Yes, the bold is bold; I'd considered calling it extra bold. My idea is that it will serve well as a master and I can make the decisions on interpolated weights when I get there. It may also turn out that I give a little more weight to the regular.
After months of my day job getting in the way, playing with this again.
Trying the descending italic /Y/ again, but it's not working.
Trying a descending italic /k/ leg, which I like--question is, does it fit this face or not?
Yes, it does. But only as an alternate. I prefer the top k, though.
Thinking of abandoning the asymmetrical serifs--here's what the caps look like after the serif revision.
I changed the /R/ and /K/ legs considerably.
R’s leg looks a bit dull to me, almost deflated, especially compared to K’s.
Maybe inverting the lower slope of the bowl (from “descending” to “ascending”) could bring a little more tension to it. But this being a text face, my comment is purely aesthetic.
As for K’s leg, it still looks a bit wide where it joins the arm. But, again, it could just be my astigmatism.
Well spotted. Better?
K is definitely better. R gained rigidity and what it seems like a bump in the intersection, but it could well be a rendering issue. I need to look at it again tomorrow with fresher eyes.
The leg of the R suffers from "pen rotation" at the joint: it gets to thin (e.g. start the inner curve a bit closer to the stem). Also, the state of the connection joining that inner curve of the leg and the middle horizontal is not yet settled: is it a smooth or an abrupt transition?
I'm not sure about the leg's end, regarding both R and K. I would make a more didone approximation in matters of shape (without exaggerating) and flatten those bottom curves a bit. But don't take this comment to seriously.

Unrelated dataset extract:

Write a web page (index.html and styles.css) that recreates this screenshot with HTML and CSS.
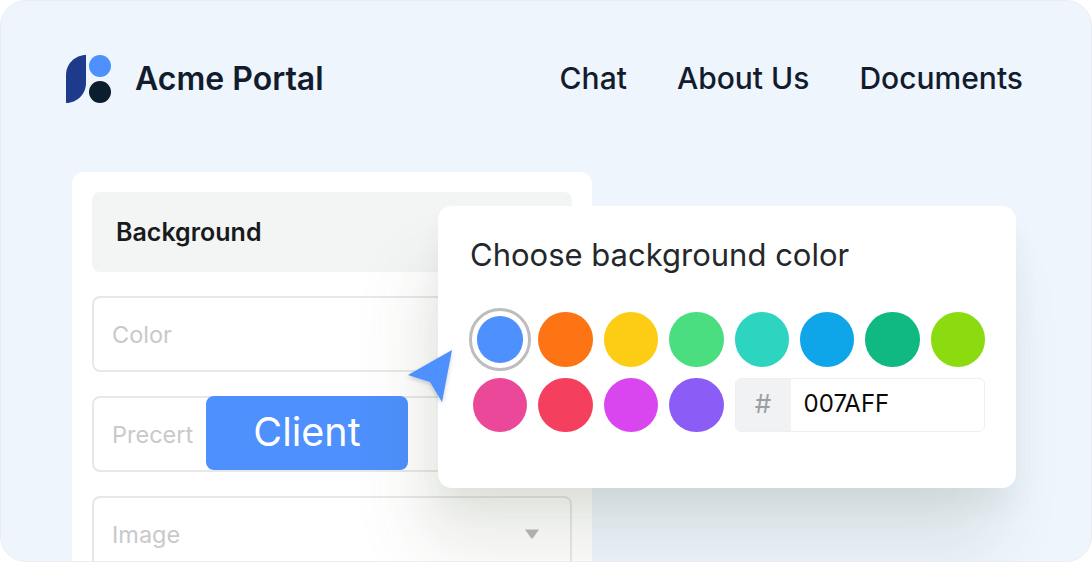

Maybe the descending Y would have worked if the right vertical stroke had been aligned with the slant angle...
Nice work c:
1 is as above
2 is another go at the previous R leg structure (but with Ricardo's rotation in the middle) and the same adapted to the K leg (which winds up looking kind of Cyrillic). With a rather stiff, ungraceful S-curve it's less elegant than 1 but maybe all the better fit for it! That structure also seems to make managing whitespace balance easier.
I see what you mean about whitespace balance (also about Cyrillic). I think it works better on K (if a bit receding) that on R (it looks a bit too much like a P with an appendage).
Aesthetically, I still prefer the previous, more classic blade-like K’s leg.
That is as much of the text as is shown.